Stores present a potent opportunity for Walmart. It has 4,700 big box locations around the U.S., and customers returned to them in droves last year. In 2022, 88% of the retailer’s customers visited Walmart stores.
Walmart Connect already has already dipped a toe into in-store advertising, with a TV wall, self-checkout ads and integrated marketing. The new pilots aim to take a step further.
“The next frontier of retail media is in-store experiences, and it’s one we’re excited to chart,” Whitney Cooper, head of omnichannel transformation at Walmart Connect, wrote in a blog post on the new tests. “But it’s still an emerging opportunity for us, as we continue to test what serves customers best and which solutions are scalable to Walmart’s size.”
Here’s a look at the two new offerings currently under beta test:
Walmart suppliers will be able to integrate product demos into campaigns across in-store and digital environments.
Product demos aren’t new to store floors, but Walmart Connect is seeking to give them an update that blends digital and physical experiences.
“Part of our test is how to enhance the omnichannel experience by bridging the physical back to digital: For example, by pairing a demo cart with QR codes that link back to a curated Walmart.com landing page so customers can find inspiration and shop their list all in one spot,” Cooper wrote.
Walmart is currently offering 120 demos at stores each weekend, and plans to scale to 1,000 by the end of 2023.
Walmart Connect will now offer advertising placements on Walmart’s in-store radio network. Suppliers will have the option to purchase ads by region or store, enabling targeting of key markets.

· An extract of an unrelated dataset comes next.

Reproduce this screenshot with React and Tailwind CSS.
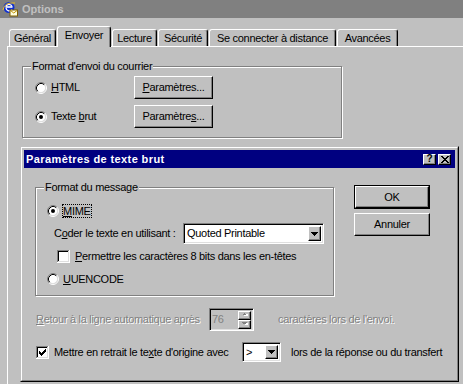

“This is the first time brands will be able to speak directly to Walmart customers through this medium,” Cooper writes. “These ads also create a new upper-funnel touchpoint for brand marketers and out-of-home (OOH) buyers to create awareness, because in-store audio is about connecting with customers wherever they are in the store — they don’t have to pass the brand in the aisle.”
With the tests, we’ll be watching for how this advertising is measured, and whether Walmart Connect is tracking impact across different types of formats, and not just a single campaign.